Draft: 5th round, 152nd overall by TBL in 2018

Height/Weight: 6’6”/216 lbs

National Team: Sweden

Year: Junior

Catches: Left

Magnus Chrona is a goaltender. It is notoriously difficult to accurately evaluate or project what happens with goaltenders, but I’ll do my best. Despite having a regression last year, he’s been solid for the Pioneers this season. He has a .909 save percentage, a 27-8-1 record, and 6 shutouts on the season, playing in all but four games for DU. He’s certainly stolen a couple of wins when the Pioneers aren’t scoring at a high clip, but the Pioneers rarely aren’t scoring at a high clip. There’s not much else to say—like any goaltender, he comes up with big saves occasionally, lets in some stinkers here and there, and uses his length accordingly. His biggest asset is his size—at 6’6”, he’s the size of a modern NHL goaltender, which will automatically put him above shorter goaltenders if there’s any in the Sharks system. I doubt he’ll find himself in the NHL anytime soon, especially since San Jose has Kahkonen now, but he’ll be a solid goaltender in the minors for a while before potentially getting a call-up in the next five or so years. Best NHL comparison is any other 6’6” left-catching goaltender.

Tampa Bay Lightning

Cole Guttman (F)

Draft: 6th round, 180th overall by TBL in 2017

Height/Weight: 5’9”/175 lbs

National Team: Canada

Year: Senior

Shoots: Right

Cole Guttman is an interesting case. He plays on Denver’s top line next to Savoie and Brink, and predictably has a lot of points in part because of it: 19 goals and 26 assists in 40 games. Unlike his linemates, however, he’s flown under the radar and likely will never play on an NHL team’s top 6. He’s steadily improved throughout college, however, and has established himself as one of Denver’s more reliable players that can produce assists and goals at a respectable pace.

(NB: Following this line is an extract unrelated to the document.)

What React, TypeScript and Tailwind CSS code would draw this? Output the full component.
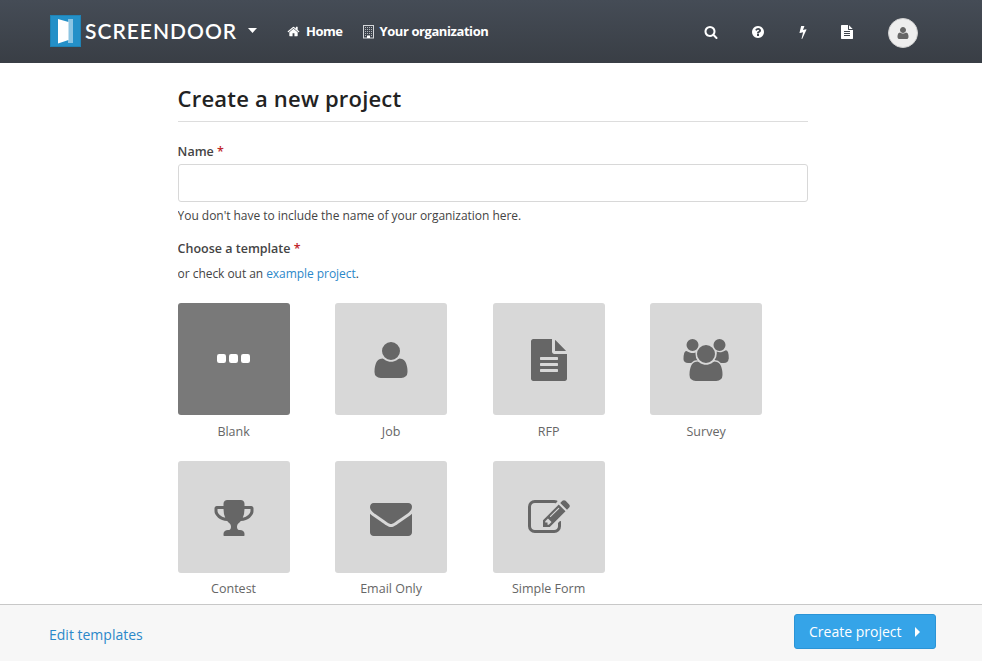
import type { ReactNode } from "react";

const paths = {
  user: "M1600 1405q0 120-73 189.5t-194 69.5h-874q-121 0-194-69.5t-73-189.5q0-53 3.5-103.5t14-109 26.5-108.5 43-97.5 62-81 85.5-53.5 111.5-20q9 0 42 21.5t74.5 48 108 48 133.5 21.5 133.5-21.5 108-48 74.5-48 42-21.5q61 0 111.5 20t85.5 53.5 62 81 43 97.5 26.5 108.5 14 109 3.5 103.5zm-320-893q0 159-112.5 271.5t-271.5 112.5-271.5-112.5-112.5-271.5 112.5-271.5 271.5-112.5 271.5 112.5 112.5 271.5z",
  file: "M1596 476q14 14 28 36h-472v-472q22 14 36 28zm-476 164h544v1056q0 40-28 68t-68 28h-1344q-40 0-68-28t-28-68v-1600q0-40 28-68t68-28h800v544q0 40 28 68t68 28zm160 736v-64q0-14-9-23t-23-9h-704q-14 0-23 9t-9 23v64q0 14 9 23t23 9h704q14 0 23-9t9-23zm0-256v-64q0-14-9-23t-23-9h-704q-14 0-23 9t-9 23v64q0 14 9 23t23 9h704q14 0 23-9t9-23zm0-256v-64q0-14-9-23t-23-9h-704q-14 0-23 9t-9 23v64q0 14 9 23t23 9h704q14 0 23-9t9-23z",
  search:
    "M1216 832q0-185-131.5-316.5t-316.5-131.5-316.5 131.5-131.5 316.5 131.5 316.5 316.5 131.5 316.5-131.5 131.5-316.5zm512 832q0 52-38 90t-90 38q-54 0-90-38l-343-342q-179 124-399 124-143 0-273.5-55.5t-225-150-150-225-55.5-273.5 55.5-273.5 150-225 225-150 273.5-55.5 273.5 55.5 225 150 150 225 55.5 273.5q0 220-124 399l343 343q37 37 37 90z",
  help: "M1024 1376v-192q0-14-9-23t-23-9h-192q-14 0-23 9t-9 23v192q0 14 9 23t23 9h192q14 0 23-9t9-23zm256-672q0-88-55.5-163t-138.5-116-170-41q-243 0-371 213-15 24 8 42l132 100q7 6 19 6 16 0 25-12 53-68 86-92 34-24 86-24 48 0 85.5 26t37.5 59q0 38-20 61t-68 45q-63 28-115.5 86.5t-52.5 125.5v36q0 14 9 23t23 9h192q14 0 23-9t9-23q0-19 21.5-49.5t54.5-49.5q32-18 49-28.5t46-35 44.5-48 28-60.5 12.5-81zm384 192q0 209-103 385.5t-279.5 279.5-385.5 103-385.5-103-279.5-279.5-103-385.5 103-385.5 279.5-279.5 385.5-103 385.5 103 279.5 279.5 103 385.5z",
  bolt: "M1333 566q18 20 7 44l-540 1157q-13 25-42 25-4 0-14-2-17-5-25.5-19t-4.5-30l197-808-406 101q-4 1-12 1-18 0-31-11-18-15-13-39l201-825q4-14 16-23t28-9h328q19 0 32 12.5t13 29.5q0 8-5 18l-171 463 396-98q8-2 12-2 19 0 34 15z",
  home: "M1472 992v480q0 26-19 45t-45 19h-384v-384h-256v384h-384q-26 0-45-19t-19-45v-480q0-1 .5-3t.5-3l575-474 575 474q1 2 1 6zm223-69l-62 74q-8 9-21 11h-3q-13 0-21-7l-692-577-692 577q-12 8-24 7-13-2-21-11l-62-74q-8-10-7-23.5t11-21.5l719-599q32-26 76-26t76 26l244 204v-195q0-14 9-23t23-9h192q14 0 23 9t9 23v408l219 182q10 8 11 21.5t-7 23.5z",
  trophy:
    "M522 883q-74-162-74-371h-256v96q0 78 94.5 162t235.5 113zm1078-275v-96h-256q0 209-74 371 141-29 235.5-113t94.5-162zm128-128v128q0 71-41.5 143t-112 130-173 97.5-215.5 44.5q-42 54-95 95-38 34-52.5 72.5t-14.5 89.5q0 54 30.5 91t97.5 37q75 0 133.5 45.5t58.5 114.5v64q0 14-9 23t-23 9h-832q-14 0-23-9t-9-23v-64q0-69 58.5-114.5t133.5-45.5q67 0 97.5-37t30.5-91q0-51-14.5-89.5t-52.5-72.5q-53-41-95-95-113-5-215.5-44.5t-173-97.5-112-130-41.5-143v-128q0-40 28-68t68-28h288v-96q0-66 47-113t113-47h576q66 0 113 47t47 113v96h288q40 0 68 28t28 68z",
  envelope:
    "M1792 710v794q0 66-47 113t-113 47h-1472q-66 0-113-47t-47-113v-794q44 49 101 87 362 246 497 345 57 42 92.5 65.5t94.5 48 110 24.5h2q51 0 110-24.5t94.5-48 92.5-65.5q170-123 498-345 57-39 100-87zm0-294q0 79-49 151t-122 123q-376 261-468 325-10 7-42.5 31t-54 38.5-52 32.5-57.5 27-50 9h-2q-23 0-50-9t-57.5-27-52-32.5-54-38.5-42.5-31q-91-64-262-182.5t-205-142.5q-62-42-117-115.5t-55-136.5q0-78 41.5-130t118.5-52h1472q65 0 112.5 47t47.5 113z",
  edit: "M888 1184l116-116-152-152-116 116v56h96v96h56zm440-720q-16-16-33 1l-350 350q-17 17-1 33t33-1l350-350q17-17 1-33zm80 594v190q0 119-84.5 203.5t-203.5 84.5h-832q-119 0-203.5-84.5t-84.5-203.5v-832q0-119 84.5-203.5t203.5-84.5h832q63 0 117 25 15 7 18 23 3 17-9 29l-49 49q-14 14-32 8-23-6-45-6h-832q-66 0-113 47t-47 113v832q0 66 47 113t113 47h832q66 0 113-47t47-113v-126q0-13 9-22l64-64q15-15 35-7t20 29zm-96-738l288 288-672 672h-288v-288zm444 132l-92 92-288-288 92-92q28-28 68-28t68 28l152 152q28 28 28 68t-28 68z",
  users:
    "M657 896q-162 5-265 128h-134q-82 0-138-40.5t-56-118.5q0-353 124-353 6 0 43.5 21t97.5 42.5 119 21.5q67 0 133-23-5 37-5 66 0 159 93 292zm1071 637q0 120-73 189.5t-194 69.5h-874q-121 0-194-69.5t-73-189.5q0-53 3.5-103.5t14-109 26.5-108.5 43-97.5 62-81 85.5-53.5 111.5-20q10 0 43 21.5t73 48 107 48 135 21.5 135-21.5 107-48 73-48 43-21.5q61 0 111.5 20t85.5 53.5 62 81 43 97.5 26.5 108.5 14 109 3.5 103.5zm-1024-1277q0 106-75 181t-181 75-181-75-75-181 75-181 181-75 181 75 75 181zm704 384q0 159-112.5 271.5t-271.5 112.5-271.5-112.5-112.5-271.5 112.5-271.5 271.5-112.5 271.5 112.5 112.5 271.5zm576 225q0 78-56 118.5t-138 40.5h-134q-103-123-265-128 93-133 93-292 0-29-5-66 66 23 133 23 59 0 119-21.5t97.5-42.5 43.5-21q124 0 124 353zm-128-609q0 106-75 181t-181 75-181-75-75-181 75-181 181-75 181 75 75 181z",
};

type IconName = keyof typeof paths;

function Icon({ name, className }: { name: IconName; className: string }) {
  return (
    <svg
      viewBox={name === "users" ? "0 0 2048 1792" : "0 0 1792 1792"}
      fill="currentColor"
      className={`shrink-0 ${className}`}
    >
      <path d={paths[name]} />
    </svg>
  );
}

function Dots() {
  return (
    <svg viewBox="0 0 33 42" fill="currentColor" className="mr-px h-[42px] w-[33px]">
      <rect x="0" y="15" width="9" height="9" rx="2.2" />
      <rect x="12" y="15" width="9" height="9" rx="2.2" />
      <rect x="24" y="15" width="9" height="9" rx="2.2" />
    </svg>
  );
}

function Building() {
  return (
    <svg viewBox="0 0 11 14" className="h-[14px] w-[11px] shrink-0">
      <rect x="0.5" y="0.5" width="10" height="12.5" fill="none" stroke="#d5d7da" />
      <g fill="#b4b8bd">
        {[2, 4, 6, 8].map((y) =>
          [2, 4, 6, 8].map((x) => <rect key={`${x}-${y}`} x={x} y={y} width="1" height="1" />)
        )}
        <rect x="2" y="10" width="1" height="1" />
        <rect x="8" y="10" width="1" height="1" />
      </g>
      <rect x="4" y="10.5" width="3" height="2.5" fill="#fff" />
    </svg>
  );
}

function Tile({ label, selected, children }: { label: string; selected?: boolean; children: ReactNode }) {
  return (
    <div className="h-[157.5px] w-[112px]">
      <div
        className={`flex h-[112px] justify-center rounded-[3px] pt-9 ${
          selected ? "bg-[#797979] text-white" : "bg-[#d8d8d8] text-[#666]"
        }`}
      >
        {children}
      </div>
      <div className="pt-[6.8px] text-center text-[12.5px] leading-[20px] text-[#666]">{label}</div>
    </div>
  );
}

const big = "h-[42px] w-[42px]";

export default function App() {
  return (
    <div className="flex h-[661px] w-[982px] flex-col overflow-hidden bg-white font-['Open_Sans',sans-serif] text-[#444]">
      <header className="flex h-[63px] shrink-0 items-center bg-linear-to-b from-[#454c56] to-[#393e45] pl-[50px] text-white">
        <svg viewBox="0 0 31 32" className="mb-px h-8 w-[31px]">
          <rect width="31" height="32" fill="#2490c8" />
          <rect x="0.5" y="0.5" width="30" height="31" fill="none" stroke="#1f83b6" />
          <rect x="18" y="4" width="5" height="24" fill="#8cc5e3" />
          <path d="M8 4 L18.5 7 V25 L8 28.500Z" fill="#fff" />
        </svg>
        <span className="mb-px ml-[4px] w-[152px] whitespace-nowrap font-['Lato',sans-serif] text-[21px] leading-[32px] font-semibold tracking-[1px]">
          SCREENDOOR
        </span>
        <svg viewBox="0 0 9 5" className="mb-[2px] ml-[11px] h-[5px] w-[9px]" fill="#fff">
          <path d="M0 0H9L4.500 5Z" />
        </svg>
        <nav className="ml-[30px] flex items-center text-[13px] font-bold">
          <a className="flex items-center">
            <Icon name="home" className="h-[13px] w-[13px]" />
            <span className="ml-[6px] w-[36px] tracking-[-0.5px]">Home</span>
          </a>
          <a className="ml-[21px] flex items-center">
            <Building />
            <span className="ml-[5.5px] whitespace-nowrap tracking-[-0.42px]">Your organization</span>
          </a>
        </nav>
        <div className="ml-auto flex items-center pr-[64px]">
          <Icon name="search" className="h-[14px] w-[14px]" />
          <Icon name="help" className="ml-[33px] h-[14px] w-[14px]" />
          <Icon name="bolt" className="ml-[31px] h-[14px] w-[14px]" />
          <Icon name="file" className="mr-px ml-[30px] h-[14px] w-[14px]" />
          <span className="mt-[2px] ml-[33px] flex h-[30px] w-[30px] items-center justify-center rounded-full border border-[#d0d0d0] bg-[#eee] text-[#666]">
            <Icon name="user" className="h-[14px] w-[14px]" />
          </span>
        </div>
      </header>

      <main className="ml-[177.6px] flex h-[541px] w-[630px] shrink-0 flex-col overflow-hidden">
        <h1 className="h-[59px] shrink-0 border-b border-[#ddd] pt-[19px] text-[22px] leading-[32px] font-semibold tracking-[0.2px] text-[#222]">
          Create a new project
        </h1>
        <label className="mt-[20px] text-[12.5px] leading-[20px] font-semibold">
          Name <span className="text-[#c1272d]">*</span>
        </label>
        <input className="mt-[2px] h-[38px] w-full shrink-0 rounded-[3px] border border-[#d8d8d8] bg-white" />
        <p className="mt-[4px] text-[12px] leading-[20px] tracking-[-0.04px]">
          You don't have to include the name of your organization here.
        </p>
        <div className="mt-[13px] text-[12.5px] leading-[20px] font-semibold">
          Choose a template <span className="text-[#c1272d]">*</span>
        </div>
        <p className="mt-[5px] text-[12px] leading-[20px] tracking-[-0.05px]">
          or check out an <a className="text-[#2b88c9]">example project</a>.
        </p>
        <div className="mt-[19px] grid shrink-0 grid-cols-4">
          <Tile label="Blank" selected>
            <Dots />
          </Tile>
          <Tile label="Job">
            <Icon name="user" className={big} />
          </Tile>
          <Tile label="RFP">
            <Icon name="file" className={big} />
          </Tile>
          <Tile label="Survey">
            <Icon name="users" className="h-[42px] w-[48px]" />
          </Tile>
          <Tile label="Contest">
            <Icon name="trophy" className={big} />
          </Tile>
          <Tile label="Email Only">
            <Icon name="envelope" className={big} />
          </Tile>
          <Tile label="Simple Form">
            <Icon name="edit" className={big} />
          </Tile>
        </div>
      </main>

      <footer className="flex h-[57px] shrink-0 items-start justify-between border-t border-[#c8c8c8] bg-[#f7f7f7] pr-[46px] pl-[49px]">
        <a className="mt-[20px] text-[14px] leading-[20px] text-[#2b88c9]">Edit templates</a>
        <button className="mt-[9px] flex h-[35px] w-[142px] items-center rounded-[3px] border border-[#2b94d6] bg-[#35a4e8] pl-[14px] text-[14px] text-white">
          Create project
          <svg viewBox="0 0 5 10" className="ml-[14px] h-[10px] w-[5px]" fill="#fff">
            <path d="M0 0L5 5L0 10Z" />
          </svg>
        </button>
      </footer>
    </div>
  );
}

What’s most integral to his eventual possible NHL game, however, is his tenacity, hard work, and leadership. Guttman is one of the best forecheckers on the team, and has worn the C for all of this season. From what I’ve heard he’s a locker room favorite and absolutely deserves his captaincy. He’s not going to be playing in the NHL very soon, especially with how stacked Tampa is at the moment, but with him being a senior I expect he’ll be signing within the next few days to play in the AHL. If he does break Tampa’s roster, you can expect him to be an energetic bottom six center with some offensive upside and a potential candidate to wear a letter in the future. My best NHL comparison is Pierre-Edouard Bellemare.

McKade Webster (F)

Draft: 7th round, 213th overall by TBL in 2019

Height/Weight: 5’10”/185 lbs

National Team: USA

Year: Sophomore

Shoots: L

McKade Webster is one of the players that I always seem to forget is on the team. Unlike the rest of the drafted players on Denver, there’s not much that sets him apart, and he usually just seems to blend into the rotating cast of the bottom six. I will say that he’s a good forechecker and skater, but with only 6 goals and 8 assists in 38 games played, he’s presently not an NHL-level prospect. Luckily for Lightning fans, he’s only a 7th round pick, and is still just a sophomore, so he has plenty of time to grow his game, but as it stands right now I’d be surprised if Webster turns out to be anything more than an AHL journeyman. My best NHL comparison is any number of AHL injury call-ups.